Book Review
Candlelight by Ravi S. Kahn, PhD is a stunning book, breathtakingly beautiful through its emotional honesty. The author has written a fictional memoir at the age of 80, but the book surges with the nuclear energy of a young man’s force. I am not sure what a fictional memoir is. I know truth when I read it or hear it. Maybe names have been changed, but the intellectual processes of the author, his bleeding sorrows and regrets, his musings about what he knows and what he doesn’t know, and his loving optimism for a better world when “Generation Fun” will be in its prime, all sum to a brilliant portrait of a life lived and a life to be.

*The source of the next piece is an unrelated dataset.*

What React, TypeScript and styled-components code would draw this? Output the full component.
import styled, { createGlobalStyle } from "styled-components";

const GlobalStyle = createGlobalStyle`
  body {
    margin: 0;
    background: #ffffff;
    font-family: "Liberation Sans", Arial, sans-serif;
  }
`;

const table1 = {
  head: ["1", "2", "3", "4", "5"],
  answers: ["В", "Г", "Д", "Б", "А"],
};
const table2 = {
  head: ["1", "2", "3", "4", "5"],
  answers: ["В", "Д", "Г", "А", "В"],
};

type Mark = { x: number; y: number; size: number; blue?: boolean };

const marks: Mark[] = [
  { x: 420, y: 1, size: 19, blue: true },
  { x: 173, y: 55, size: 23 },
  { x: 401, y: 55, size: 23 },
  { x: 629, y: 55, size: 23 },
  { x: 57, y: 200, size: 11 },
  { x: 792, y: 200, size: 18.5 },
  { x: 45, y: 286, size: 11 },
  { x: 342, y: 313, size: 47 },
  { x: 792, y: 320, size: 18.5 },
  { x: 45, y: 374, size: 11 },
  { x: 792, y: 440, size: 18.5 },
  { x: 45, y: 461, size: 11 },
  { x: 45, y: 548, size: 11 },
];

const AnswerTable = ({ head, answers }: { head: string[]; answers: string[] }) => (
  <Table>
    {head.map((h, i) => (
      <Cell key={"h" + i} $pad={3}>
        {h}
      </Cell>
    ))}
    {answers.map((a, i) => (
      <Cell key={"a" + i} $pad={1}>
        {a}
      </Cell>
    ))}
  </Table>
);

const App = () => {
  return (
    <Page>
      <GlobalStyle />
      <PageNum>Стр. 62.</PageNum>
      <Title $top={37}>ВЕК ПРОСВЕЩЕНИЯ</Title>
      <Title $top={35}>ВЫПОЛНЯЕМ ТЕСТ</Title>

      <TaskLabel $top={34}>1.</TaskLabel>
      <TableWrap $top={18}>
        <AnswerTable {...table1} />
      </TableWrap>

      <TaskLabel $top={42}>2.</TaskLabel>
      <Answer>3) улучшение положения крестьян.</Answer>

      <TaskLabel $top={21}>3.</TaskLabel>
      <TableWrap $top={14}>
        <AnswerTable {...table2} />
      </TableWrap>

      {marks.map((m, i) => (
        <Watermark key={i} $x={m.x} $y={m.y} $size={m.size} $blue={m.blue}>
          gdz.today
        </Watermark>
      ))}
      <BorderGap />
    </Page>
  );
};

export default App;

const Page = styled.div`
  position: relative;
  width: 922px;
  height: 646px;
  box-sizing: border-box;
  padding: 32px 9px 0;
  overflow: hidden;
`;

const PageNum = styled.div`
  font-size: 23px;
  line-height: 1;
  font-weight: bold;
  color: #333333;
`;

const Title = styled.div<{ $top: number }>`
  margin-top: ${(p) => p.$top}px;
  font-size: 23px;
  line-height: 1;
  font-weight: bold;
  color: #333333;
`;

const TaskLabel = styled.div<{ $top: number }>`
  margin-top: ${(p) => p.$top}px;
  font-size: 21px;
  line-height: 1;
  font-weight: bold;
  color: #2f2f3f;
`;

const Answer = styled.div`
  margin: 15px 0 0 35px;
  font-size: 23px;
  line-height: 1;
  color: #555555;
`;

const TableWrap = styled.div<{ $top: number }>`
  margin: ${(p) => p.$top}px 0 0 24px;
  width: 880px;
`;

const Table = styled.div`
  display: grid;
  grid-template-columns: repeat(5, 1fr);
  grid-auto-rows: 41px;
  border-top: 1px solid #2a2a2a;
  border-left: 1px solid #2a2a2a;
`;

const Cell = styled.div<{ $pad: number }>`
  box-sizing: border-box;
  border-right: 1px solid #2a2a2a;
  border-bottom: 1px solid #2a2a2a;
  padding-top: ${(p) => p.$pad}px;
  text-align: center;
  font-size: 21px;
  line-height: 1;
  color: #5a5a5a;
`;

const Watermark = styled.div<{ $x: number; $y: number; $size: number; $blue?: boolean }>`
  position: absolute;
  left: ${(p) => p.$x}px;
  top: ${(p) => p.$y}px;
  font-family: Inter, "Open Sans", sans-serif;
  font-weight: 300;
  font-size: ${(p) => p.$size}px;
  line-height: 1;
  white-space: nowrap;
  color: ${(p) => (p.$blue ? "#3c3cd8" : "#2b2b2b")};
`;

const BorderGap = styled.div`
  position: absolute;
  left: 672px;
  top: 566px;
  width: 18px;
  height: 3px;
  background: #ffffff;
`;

The narrator in this book tells the story of his life and the most important people to him through time. The reader quickly understands that the man was a brilliant scientist, an Asian man of Muslim faith, who fled his country for the sake of his family and established them in the United States. It was a time of unconscionable human repression. For reasons explained in the book, the author late in life wonders if his flight with family was a mistake. He goes years suffering depression and regret. Yet, the story reveals what perhaps the author still does not know: he was and is a very brave man.

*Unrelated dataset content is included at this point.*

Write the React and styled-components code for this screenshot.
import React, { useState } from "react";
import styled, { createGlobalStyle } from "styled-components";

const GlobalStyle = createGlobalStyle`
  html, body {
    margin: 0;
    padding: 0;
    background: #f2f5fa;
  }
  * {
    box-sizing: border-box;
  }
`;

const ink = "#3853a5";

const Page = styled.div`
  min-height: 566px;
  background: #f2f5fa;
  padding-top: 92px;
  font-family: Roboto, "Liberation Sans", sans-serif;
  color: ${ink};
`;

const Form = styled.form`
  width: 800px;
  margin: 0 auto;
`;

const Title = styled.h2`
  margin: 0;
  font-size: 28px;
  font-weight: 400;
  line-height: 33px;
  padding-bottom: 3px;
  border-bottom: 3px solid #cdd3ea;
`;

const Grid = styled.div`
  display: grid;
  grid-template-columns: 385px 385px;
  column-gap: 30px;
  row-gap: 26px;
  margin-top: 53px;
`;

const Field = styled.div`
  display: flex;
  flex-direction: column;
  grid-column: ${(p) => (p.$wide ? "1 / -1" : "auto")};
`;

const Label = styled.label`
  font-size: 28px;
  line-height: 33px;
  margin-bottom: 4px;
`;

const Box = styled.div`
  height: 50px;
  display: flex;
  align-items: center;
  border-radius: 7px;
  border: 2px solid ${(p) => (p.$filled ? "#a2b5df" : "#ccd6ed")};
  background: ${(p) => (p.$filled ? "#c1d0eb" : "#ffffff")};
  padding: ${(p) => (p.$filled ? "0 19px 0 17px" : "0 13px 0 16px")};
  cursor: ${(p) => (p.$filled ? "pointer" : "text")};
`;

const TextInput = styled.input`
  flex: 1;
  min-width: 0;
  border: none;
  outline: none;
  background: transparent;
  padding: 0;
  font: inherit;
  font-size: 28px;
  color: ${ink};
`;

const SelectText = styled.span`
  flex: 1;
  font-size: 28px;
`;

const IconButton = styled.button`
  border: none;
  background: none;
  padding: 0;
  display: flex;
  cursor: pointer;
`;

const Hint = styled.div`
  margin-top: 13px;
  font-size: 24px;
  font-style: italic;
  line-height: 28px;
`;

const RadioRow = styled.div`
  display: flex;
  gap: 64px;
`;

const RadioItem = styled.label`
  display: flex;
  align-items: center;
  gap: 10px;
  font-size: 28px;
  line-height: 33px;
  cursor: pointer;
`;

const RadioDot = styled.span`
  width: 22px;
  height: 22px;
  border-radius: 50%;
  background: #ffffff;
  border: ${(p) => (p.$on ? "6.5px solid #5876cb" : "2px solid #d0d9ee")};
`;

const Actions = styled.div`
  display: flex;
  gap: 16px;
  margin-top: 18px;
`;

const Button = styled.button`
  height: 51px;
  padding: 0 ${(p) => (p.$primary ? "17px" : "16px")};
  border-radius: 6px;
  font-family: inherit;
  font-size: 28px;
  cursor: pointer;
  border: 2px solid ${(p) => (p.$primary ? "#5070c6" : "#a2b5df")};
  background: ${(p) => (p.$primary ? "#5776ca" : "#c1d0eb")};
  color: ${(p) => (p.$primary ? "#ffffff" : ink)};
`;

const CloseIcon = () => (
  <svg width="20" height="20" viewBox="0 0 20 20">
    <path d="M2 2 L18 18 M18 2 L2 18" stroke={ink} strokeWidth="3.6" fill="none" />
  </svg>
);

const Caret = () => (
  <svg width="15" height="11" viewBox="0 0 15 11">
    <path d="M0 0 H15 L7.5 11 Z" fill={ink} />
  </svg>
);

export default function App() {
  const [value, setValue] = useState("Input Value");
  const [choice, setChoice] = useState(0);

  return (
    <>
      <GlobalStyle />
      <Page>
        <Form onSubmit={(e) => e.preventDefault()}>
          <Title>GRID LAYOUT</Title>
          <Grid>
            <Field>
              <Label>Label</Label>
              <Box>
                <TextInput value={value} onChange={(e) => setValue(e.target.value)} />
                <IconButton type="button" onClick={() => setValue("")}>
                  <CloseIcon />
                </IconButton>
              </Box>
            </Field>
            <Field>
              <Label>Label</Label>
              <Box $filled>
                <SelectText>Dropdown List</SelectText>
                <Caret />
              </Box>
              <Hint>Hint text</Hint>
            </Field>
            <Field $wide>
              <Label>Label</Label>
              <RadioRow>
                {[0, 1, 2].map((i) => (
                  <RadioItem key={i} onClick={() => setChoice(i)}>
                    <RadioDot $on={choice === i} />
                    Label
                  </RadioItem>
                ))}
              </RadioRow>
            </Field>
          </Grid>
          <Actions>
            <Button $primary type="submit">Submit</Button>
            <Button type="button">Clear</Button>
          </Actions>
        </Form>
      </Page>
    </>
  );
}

I ended the book feeling dumfounded. It is simply beautiful. I spent some time trying to figure out how I could write a review, but frankly, I have never read anything quite like this. So I am going to make this very simple: Read this book! It is rare to receive ruminations that originate both from intellect and heart. This author does not give you time to judge him. Just when you think that you have figured out his life for him, he transports you warp-speed to a view from a different place in space and time.
Read this book. You rarely receive gifts of such lovely quality.